In this we see the confusion at play, for this is not the path of clarity nor true accurate self expression. The Path is through recognizing that desire directs expression and trusting that what’s best for me IS what’s best for everyone. Then as we also see that the question isn’t “am I being too nice or am I being mean” but “am I being true to who I am, true to what’s in me, and true to what’s best for me; recognizing that, in truth, that is what’s best for them as well?”

We let this be the thought; for we can’t keep thinking in the same way and expect that familiar way of thinking to lead us into new places nor places more deeply aligned with the Divine. As we focus in this way, we begin to experience the key to getting out of our heads and being in our spirit; for as the thoughts above plus recognizing that you’re more than enough, greater than your challenges and ambitions all sink into our heart we learn and internalize subconsciously the principles of true expression, trust in our inner notions, increasingly love the self, and further recognize that we attract what we are, and we are what we think about, and we then more naturally trust that we’re connecting with those who love themselves similarly. Innately in the self, the spirit, the empowered thoughts towards true self expression of self and others becomes more and more the preferred over the old.
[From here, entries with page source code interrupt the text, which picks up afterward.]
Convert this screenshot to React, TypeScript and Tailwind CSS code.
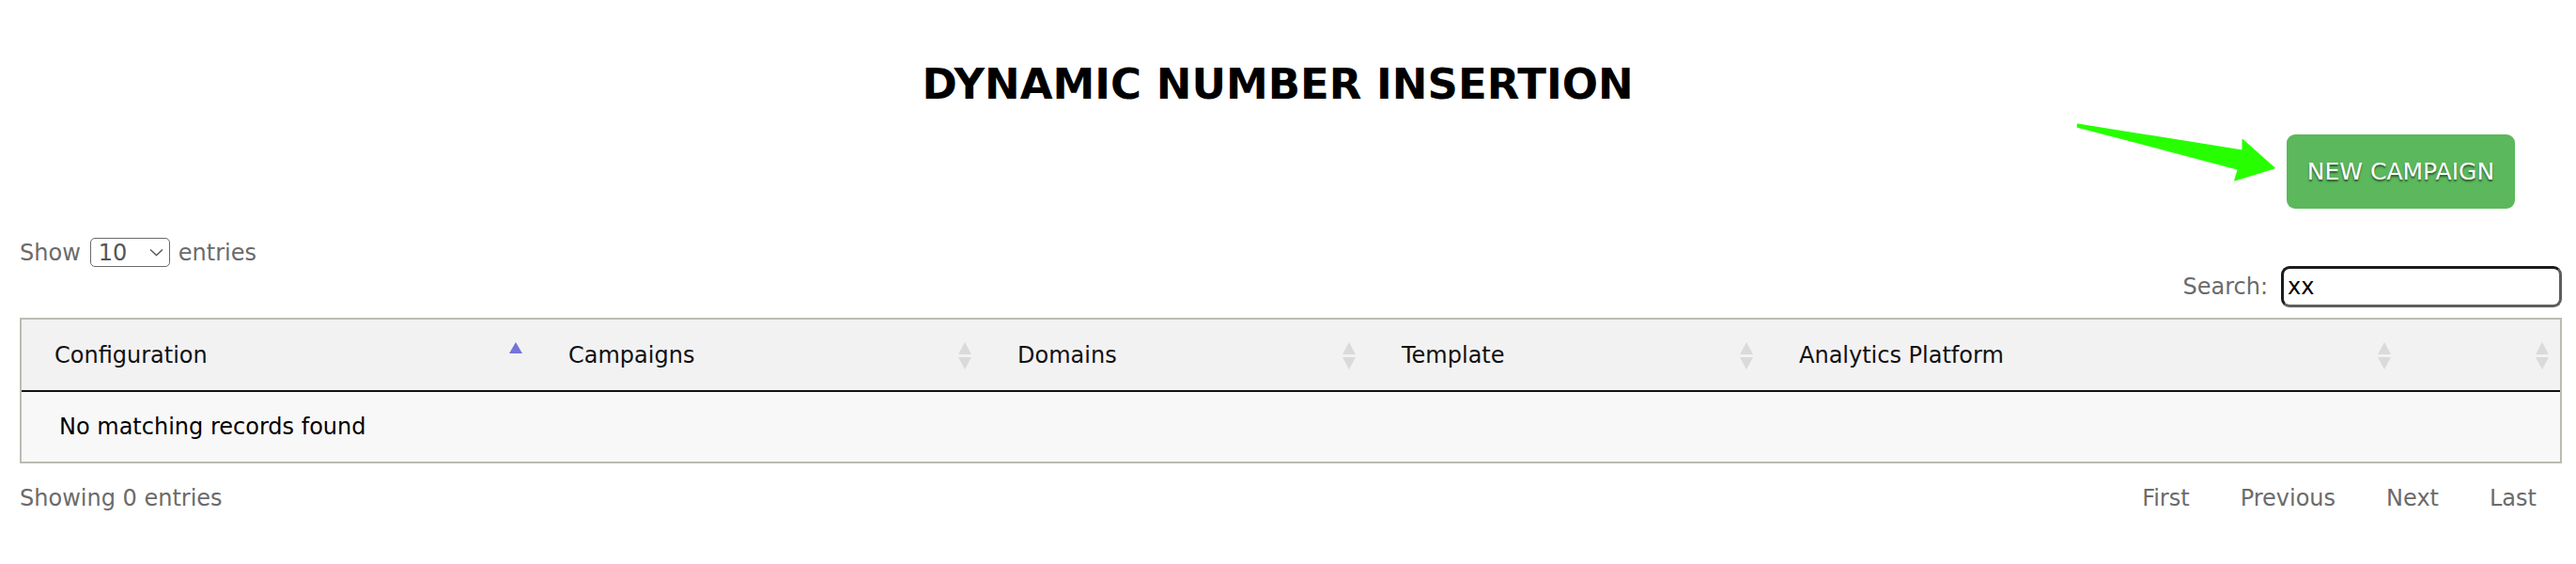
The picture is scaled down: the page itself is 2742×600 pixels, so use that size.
const columns = [
  { label: "Configuration", sort: "asc" },
  { label: "Campaigns", sort: "both" },
  { label: "Domains", sort: "both" },
  { label: "Template", sort: "both" },
  { label: "Analytics Platform", sort: "both" },
  { label: "", sort: "both" },
];

function SortIcon({ dir }: { dir: string }) {
  if (dir === "asc") {
    return (
      <svg width="16" height="30" viewBox="0 0 16 30" className="shrink-0">
        <polygon points="8,1 15,13 1,13" fill="#7474d9" />
      </svg>
    );
  }
  return (
    <svg width="16" height="30" viewBox="0 0 16 30" className="shrink-0">
      <polygon points="8,1 15,14 1,14" fill="#dadada" />
      <polygon points="1,17 15,17 8,30" fill="#dadada" />
    </svg>
  );
}

export default function App() {
  return (
    <div className="relative min-h-[600px] w-full bg-white font-['DejaVu_Sans',sans-serif] text-[24px]">
      {/* annotation arrow */}
      <svg
        className="absolute left-[2200px] top-[120px] pointer-events-none"
        width="230"
        height="80"
        viewBox="0 0 230 80"
      >
        <polygon
          points="11.5,12.2 187.2,40.2 187.2,28.7 220.9,58.8 178.9,71.7 182.5,59.9 11.5,15"
          fill="#27ff00"
          stroke="#27ff00"
          strokeWidth="1.5"
          strokeLinejoin="round"
        />
      </svg>

      <h1 className="pt-[68px] pr-[22px] text-center text-[45px] font-bold leading-[44px] text-black">
        DYNAMIC NUMBER INSERTION
      </h1>

      <div className="mt-[31px] flex justify-end pr-[65px]">
        <button className="h-[79px] w-[243px] rounded-[9px] bg-[#5cb85c] text-[25px] text-white [text-shadow:0_2px_2px_rgba(0,0,0,0.55)]">
          NEW CAMPAIGN
        </button>
      </div>

      <div className="ml-[21px] mr-[15px]">
        {/* length + search */}
        <div className="mt-[31px] flex h-[74px] justify-between">
          <div className="flex h-[31px] items-center gap-[10px] text-[#6b6b6b]">
            <span>Show</span>
            <div className="flex h-[31px] w-[85px] items-center justify-between rounded-[5px] border-[1.5px] border-[#6a6a6a] pl-[8px] pr-[6px] text-[#555]">
              <span>10</span>
              <svg width="15" height="9" viewBox="0 0 15 9">
                <path d="M1 1.5 L7.5 7.5 L14 1.5" fill="none" stroke="#555" strokeWidth="1.3" />
              </svg>
            </div>
            <span className="-ml-[1px]">entries</span>
          </div>

          <div className="flex items-center gap-[14px] self-end text-[#6b6b6b]">
            <span>Search:</span>
            <div className="flex h-[44px] w-[299px] items-center rounded-[9px] border-[3px] border-[#1c1c1c] border-b-[#5e5e5e] border-r-[#5e5e5e] pl-[4px] text-black">
              xx
            </div>
          </div>
        </div>

        {/* table */}
        <div className="mt-[11px] border-2 border-[#bcbbb3]">
          <div className="grid h-[77px] grid-cols-[545px_478px_409px_423px_679px_168px] border-b-2 border-[#111] bg-[#f3f2f3] text-[#111]">
            {columns.map((c, i) => (
              <div
                key={i}
                className={`flex items-center justify-between pr-[11px] ${i === 0 ? "pl-[35px]" : "pl-[37px]"}`}
              >
                <span>{c.label}</span>
                <SortIcon dir={c.sort} />
              </div>
            ))}
          </div>
          <div className="flex h-[74px] items-center bg-[#f8f8f8] pl-[40px] text-black">
            No matching records found
          </div>
        </div>

        {/* footer */}
        <div className="mt-[25px] flex justify-between leading-[24px] text-[#6b6b6b]">
          <span>Showing 0 entries</span>
          <div className="flex">
            <span className="px-[27px]">First</span>
            <span className="px-[27px]">Previous</span>
            <span className="px-[27px]">Next</span>
            <span className="px-[27px]">Last</span>
          </div>
        </div>
      </div>
    </div>
  );
}
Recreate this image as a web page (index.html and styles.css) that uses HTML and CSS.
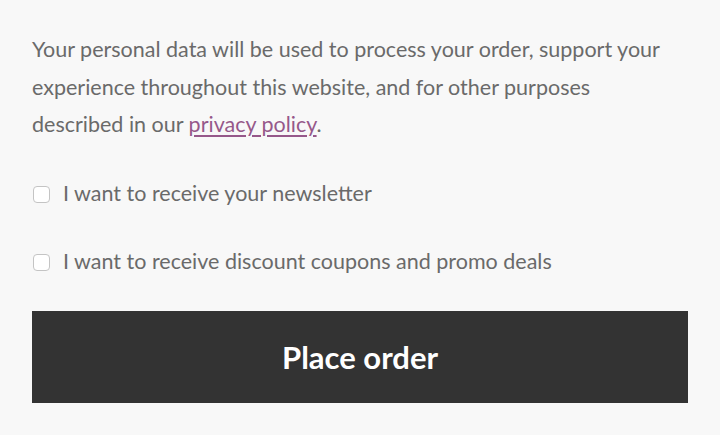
FILE: index.html
```html
<!DOCTYPE html>
<html lang="en">
<head>
<meta charset="utf-8">
<title>Checkout</title>
<link rel="stylesheet" href="styles.css">
</head>
<body>
<form class="checkout">
  <p class="privacy">Your personal data will be used to process your order, support your experience throughout this website, and for other purposes described in our <a href="#" class="link">privacy policy</a>.</p>
  <label class="check-row"><input type="checkbox" class="check"><span>I want to receive your newsletter</span></label>
  <label class="check-row"><input type="checkbox" class="check"><span>I want to receive discount coupons and promo deals</span></label>
  <button type="button" class="place-order">Place order</button>
</form>
</body>
</html>
```
FILE: styles.css
```css
html, body {
  margin: 0;
  padding: 0;
  background: #f8f8f8;
}
body {
  font-family: "Lato", "Open Sans", sans-serif;
  color: #6a6a6a;
}
.checkout {
  display: flex;
  flex-direction: column;
  gap: 31px;
  padding: 31px 32px 0 32px;
}
.privacy {
  margin: 0;
  max-width: 640px;
  font-size: 21.5px;
  line-height: 37.5px;
}
.link {
  color: #96588a;
  text-decoration: underline;
  text-underline-offset: 3px;
}
.check-row {
  display: flex;
  align-items: center;
  gap: 13px;
  font-size: 21.5px;
  line-height: 37px;
}
.check {
  appearance: none;
  -webkit-appearance: none;
  margin: 2px 0 0 1px;
  width: 17px;
  height: 17px;
  border: 1px solid #c4c4c4;
  border-radius: 4px;
  background: #fff;
  box-sizing: border-box;
}
.place-order {
  height: 92px;
  border: 0;
  background: #333333;
  color: #ffffff;
  font-family: "Lato", "Open Sans", sans-serif;
  font-weight: 700;
  font-size: 31px;
}
```
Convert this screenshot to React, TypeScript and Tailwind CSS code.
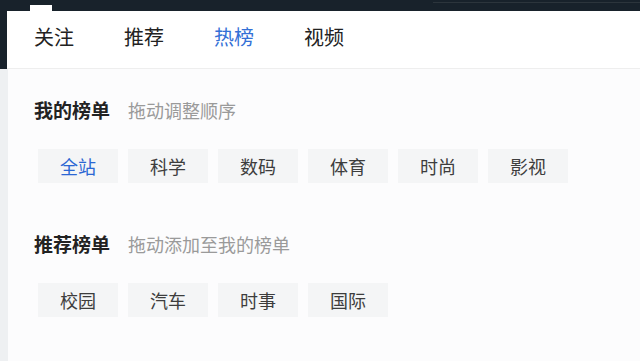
const tabs = ["关注", "推荐", "热榜", "视频"];
const myBoards = ["全站", "科学", "数码", "体育", "时尚", "影视"];
const suggested = ["校园", "汽车", "时事", "国际"];

function Chip({ label, active }: { label: string; active?: boolean }) {
  return (
    <div
      className={
        "flex h-[34px] w-[80px] items-center justify-center bg-[#f4f5f6] text-[18px] leading-none " +
        (active ? "text-[#2b67d3]" : "text-[#3d3d3d]")
      }
    >
      {label}
    </div>
  );
}

function Section({
  title,
  hint,
  items,
  className,
}: {
  title: string;
  hint: string;
  items: string[];
  className?: string;
}) {
  return (
    <div className={className}>
      <div className="ml-[26px] flex items-center leading-none">
        <span className="text-[19px] font-bold text-[#222]">{title}</span>
        <span className="ml-[18px] text-[18px] text-[#9a9a9a]">{hint}</span>
      </div>
      <div className="ml-[30px] mt-[30px] flex gap-[10px]">
        {items.map((it, i) => (
          <Chip key={it} label={it} active={i === 0 && title === "我的榜单"} />
        ))}
      </div>
    </div>
  );
}

export default function App() {
  return (
    <div
      className="flex h-[361px] w-[640px] flex-col overflow-hidden bg-[#18222b]"
      style={{ fontFamily: '"Noto Sans CJK SC", "Noto Sans", sans-serif' }}
    >
      <div className="flex h-[11px] shrink-0">
        <div className="ml-[30px] mt-[5px] h-[6px] w-[22px] bg-white" />
        <div className="ml-auto mt-[2px] h-px w-[207px] bg-[#2c353c]" />
      </div>
      <div className="ml-[7px] flex h-[58px] shrink-0 items-center gap-[50px] border-b border-[#eeeeee] bg-white pb-[5px] pl-[27px] text-[20px] leading-none text-[#222]">
        {tabs.map((t) => (
          <span key={t} className={t === "热榜" ? "text-[#3370d6]" : ""}>
            {t}
          </span>
        ))}
      </div>
      <div className="flex flex-1 bg-[#eef0f2]">
        <div className="ml-[8px] flex-1 bg-[#fcfcfd]">
          <Section className="mt-[31px]" title="我的榜单" hint="拖动调整顺序" items={myBoards} />
          <Section className="mt-[51px]" title="推荐榜单" hint="拖动添加至我的榜单" items={suggested} />
        </div>
      </div>
    </div>
  );
}
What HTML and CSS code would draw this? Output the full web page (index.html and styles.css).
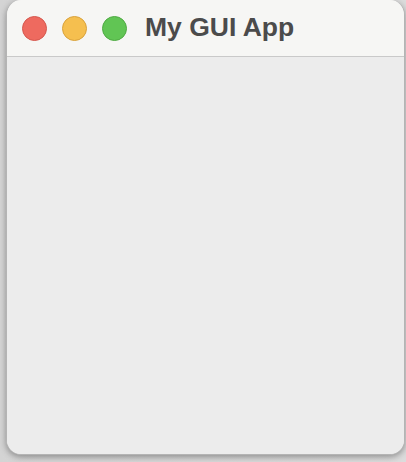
FILE: index.html
```html
<!DOCTYPE html>
<html>
<head>
<meta charset="utf-8">
<link rel="stylesheet" href="styles.css">
</head>
<body>
<div class="desktop">
  <div class="window">
    <div class="titlebar">
      <div class="lights">
        <span class="light red"></span>
        <span class="light yellow"></span>
        <span class="light green"></span>
      </div>
      <div class="title">My GUI App</div>
    </div>
    <div class="content"></div>
  </div>
</div>
</body>
</html>
```
FILE: styles.css
```css
html, body {
  margin: 0;
  padding: 0;
  width: 406px;
  height: 462px;
  overflow: hidden;
  background: #d6d6d6;
}
.desktop {
  width: 406px;
  height: 462px;
  padding: 0 1px 7px 6px;
  box-sizing: border-box;
  display: flex;
  background: linear-gradient(to right, #d4d4d4, #dcdcdc);
}
.window {
  flex: 1;
  display: flex;
  flex-direction: column;
  border-radius: 15px;
  overflow: hidden;
  border: 1px solid #b4b4b4;
  border-top: none;
  box-shadow: 0 2px 6px rgba(0,0,0,0.35);
  background: #ececec;
}
.titlebar {
  height: 56px;
  flex: none;
  background: #f6f6f4;
  border-bottom: 1px solid #c9c9c9;
  display: flex;
  align-items: center;
  padding-left: 15px;
  gap: 18px;
}
.lights {
  display: flex;
  gap: 15px;
}
.light {
  width: 25px;
  height: 25px;
  border-radius: 50%;
  box-sizing: border-box;
}
.red { background: #ee6a5f; border: 1px solid #d5574d; }
.yellow { background: #f5bf4f; border: 1px solid #d9a23b; }
.green { background: #61c554; border: 1px solid #4faa42; }
.title {
  font-family: "Liberation Sans", Arial, sans-serif;
  font-weight: bold;
  font-size: 26.5px;
  color: #4b4b4b;
  padding-bottom: 1px;
}
.content {
  flex: 1;
  background: #ececec;
}
```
Lastly, we must consider the notion of conflict and the aversion towards it. By recognizing the misconceptions I mentioned above we can more readily recognize that our aversion to conflict came within the extreme avoidance of anything mean or bad; remember any thing mean on any level we wanted nothing to do with and being so keenly aware we could tell on the most subtle of levels when something we wanted, said, or did seemed to make someone else mean or more mean towards us. We concluded that we must be nicer in order to not be treated more mean, so we end up not seeing that “we thought complying was being nice.” So instead of getting nicer, we complied more. When we are older and try to fix our “niceness” we struggle. Yet that’s only because it is our tendency to comply that must be fixed not our nature and quality of being nice. So as we missed this background confusion, we would only conclude that we had to be mean to not be so nice yet now we see, it is that we are being true to what’s within us and that means that I’m always being nice because I’m always being true!